_DESCRIPTION OF THE TASK_
Write out the material exactly, without any of its pictures.

_DATA EXTRACT_
************

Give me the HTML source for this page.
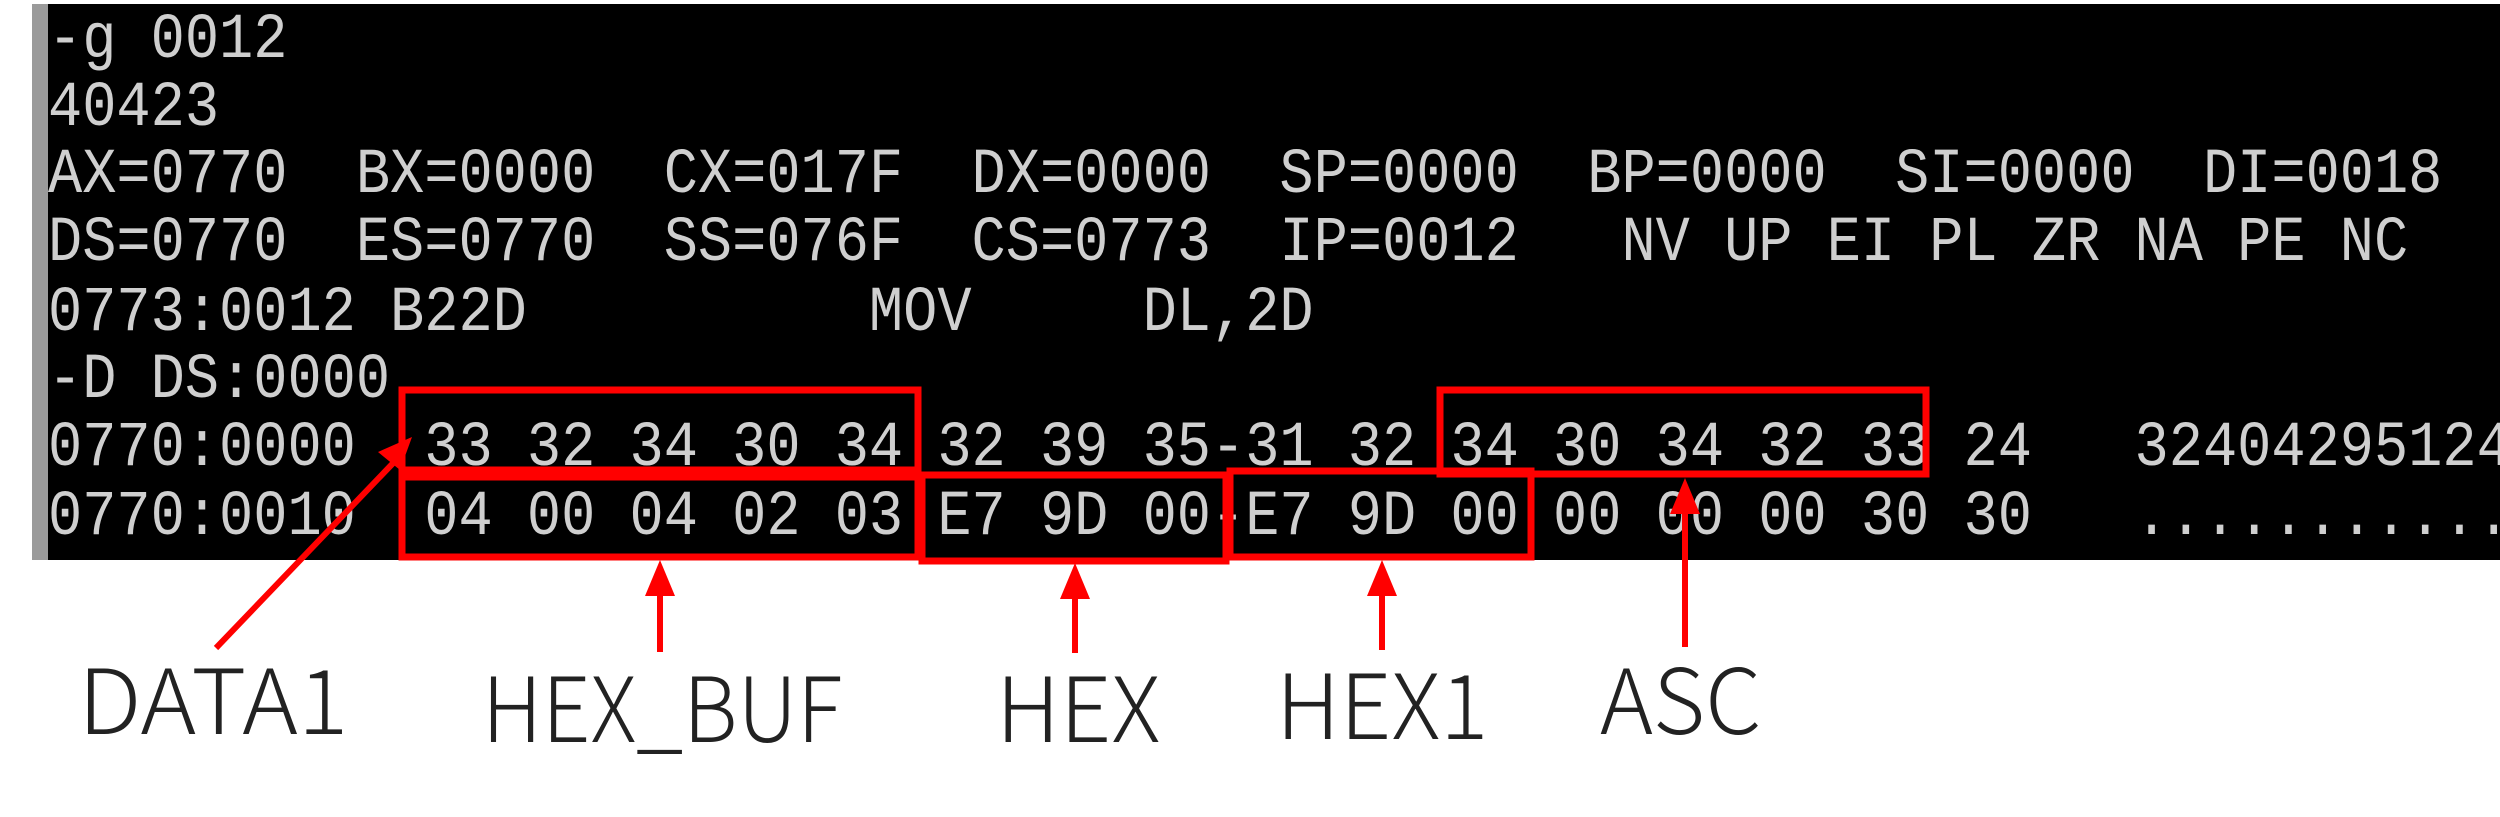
<!DOCTYPE html>
<html><head><meta charset="utf-8"><style>
html,body{margin:0;padding:0;background:#fff;width:2500px;height:817px;overflow:hidden;position:relative}
#term{position:absolute;left:32px;top:4px;width:2468px;height:556px;background:#000;border-left:16px solid #9a9a9a;box-sizing:border-box}
.l{position:absolute;left:48px;font-family:"Liberation Mono",monospace;font-size:57px;line-height:57px;color:#cfcfcf;white-space:pre;transform:scaleY(1.12);transform-origin:0 0}
.lab{position:absolute;font-family:"Noto Sans CJK SC","Liberation Sans",sans-serif;font-weight:300;font-size:90px;line-height:90px;color:#222;white-space:pre;transform-origin:0 0}
svg{position:absolute;left:0;top:0}
</style></head><body>
<div id="term"></div>
<div class="l" style="top:10px">-g 0012</div>
<div class="l" style="top:78px">40423</div>
<div class="l" style="top:145px">AX=0770  BX=0000  CX=017F  DX=0000  SP=0000  BP=0000  SI=0000  DI=0018</div>
<div class="l" style="top:213px">DS=0770  ES=0770  SS=076F  CS=0773  IP=0012   NV UP EI PL ZR NA PE NC</div>
<div class="l" style="top:283px">0773:0012 B22D          MOV     DL,2D</div>
<div class="l" style="top:350px">-D DS:0000</div>
<div class="l" style="top:418px">0770:0000  33 32 34 30 34 32 39 35-31 32 34 30 34 32 33 24   32404295124</div>
<div class="l" style="top:487px">0770:0010  04 00 04 02 03 E7 9D 00-E7 9D 00 00 00 00 30 30   ...........</div>
<svg width="2500" height="817" viewBox="0 0 2500 817">
<g fill="none" stroke="#f00" stroke-width="7">
<rect x="402" y="390" width="516" height="80"/>
<rect x="402" y="477" width="516" height="80"/>
<rect x="922" y="475" width="304" height="86"/>
<rect x="1230" y="471" width="301" height="86"/>
<rect x="1440" y="390" width="486" height="84"/>
</g>
<g stroke="#f00" stroke-width="6" fill="#f00">
<line x1="216" y1="648" x2="398" y2="458"/>
<polygon points="412,437 378,452 400,470" stroke="none"/>
<line x1="660" y1="652" x2="660" y2="585"/>
<polygon points="660,560 645,596 675,596" stroke="none"/>
<line x1="1075" y1="653" x2="1075" y2="588"/>
<polygon points="1075,563 1060,599 1090,599" stroke="none"/>
<line x1="1382" y1="650" x2="1382" y2="585"/>
<polygon points="1382,560 1367,596 1397,596" stroke="none"/>
<line x1="1685" y1="647" x2="1685" y2="503"/>
<polygon points="1685,478 1670,514 1700,514" stroke="none"/>
</g>
</svg>
<div class="lab" style="left:78px;top:650px;transform:scaleX(1.05)">DATA1</div>
<div class="lab" style="left:482px;top:658px;transform:scaleX(0.94)">HEX_BUF</div>
<div class="lab" style="left:996px;top:658px">HEX</div>
<div class="lab" style="left:1276px;top:655px">HEX1</div>
<div class="lab" style="left:1600px;top:650px">ASC</div>
</body></html>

************

_FINISHED ANSWER_
Give me the HTML source for this page.
<!DOCTYPE html>
<html><head><meta charset="utf-8"><style>
html,body{margin:0;padding:0;background:#fff;width:2500px;height:817px;overflow:hidden;position:relative}
#term{position:absolute;left:32px;top:4px;width:2468px;height:556px;background:#000;border-left:16px solid #9a9a9a;box-sizing:border-box}
.l{position:absolute;left:48px;font-family:"Liberation Mono",monospace;font-size:57px;line-height:57px;color:#cfcfcf;white-space:pre;transform:scaleY(1.12);transform-origin:0 0}
.lab{position:absolute;font-family:"Noto Sans CJK SC","Liberation Sans",sans-serif;font-weight:300;font-size:90px;line-height:90px;color:#222;white-space:pre;transform-origin:0 0}
svg{position:absolute;left:0;top:0}
</style></head><body>
<div id="term"></div>
<div class="l" style="top:10px">-g 0012</div>
<div class="l" style="top:78px">40423</div>
<div class="l" style="top:145px">AX=0770  BX=0000  CX=017F  DX=0000  SP=0000  BP=0000  SI=0000  DI=0018</div>
<div class="l" style="top:213px">DS=0770  ES=0770  SS=076F  CS=0773  IP=0012   NV UP EI PL ZR NA PE NC</div>
<div class="l" style="top:283px">0773:0012 B22D          MOV     DL,2D</div>
<div class="l" style="top:350px">-D DS:0000</div>
<div class="l" style="top:418px">0770:0000  33 32 34 30 34 32 39 35-31 32 34 30 34 32 33 24   32404295124</div>
<div class="l" style="top:487px">0770:0010  04 00 04 02 03 E7 9D 00-E7 9D 00 00 00 00 30 30   ...........</div>
<svg width="2500" height="817" viewBox="0 0 2500 817">
<g fill="none" stroke="#f00" stroke-width="7">
<rect x="402" y="390" width="516" height="80"/>
<rect x="402" y="477" width="516" height="80"/>
<rect x="922" y="475" width="304" height="86"/>
<rect x="1230" y="471" width="301" height="86"/>
<rect x="1440" y="390" width="486" height="84"/>
</g>
<g stroke="#f00" stroke-width="6" fill="#f00">
<line x1="216" y1="648" x2="398" y2="458"/>
<polygon points="412,437 378,452 400,470" stroke="none"/>
<line x1="660" y1="652" x2="660" y2="585"/>
<polygon points="660,560 645,596 675,596" stroke="none"/>
<line x1="1075" y1="653" x2="1075" y2="588"/>
<polygon points="1075,563 1060,599 1090,599" stroke="none"/>
<line x1="1382" y1="650" x2="1382" y2="585"/>
<polygon points="1382,560 1367,596 1397,596" stroke="none"/>
<line x1="1685" y1="647" x2="1685" y2="503"/>
<polygon points="1685,478 1670,514 1700,514" stroke="none"/>
</g>
</svg>
<div class="lab" style="left:78px;top:650px;transform:scaleX(1.05)">DATA1</div>
<div class="lab" style="left:482px;top:658px;transform:scaleX(0.94)">HEX_BUF</div>
<div class="lab" style="left:996px;top:658px">HEX</div>
<div class="lab" style="left:1276px;top:655px">HEX1</div>
<div class="lab" style="left:1600px;top:650px">ASC</div>
</body></html>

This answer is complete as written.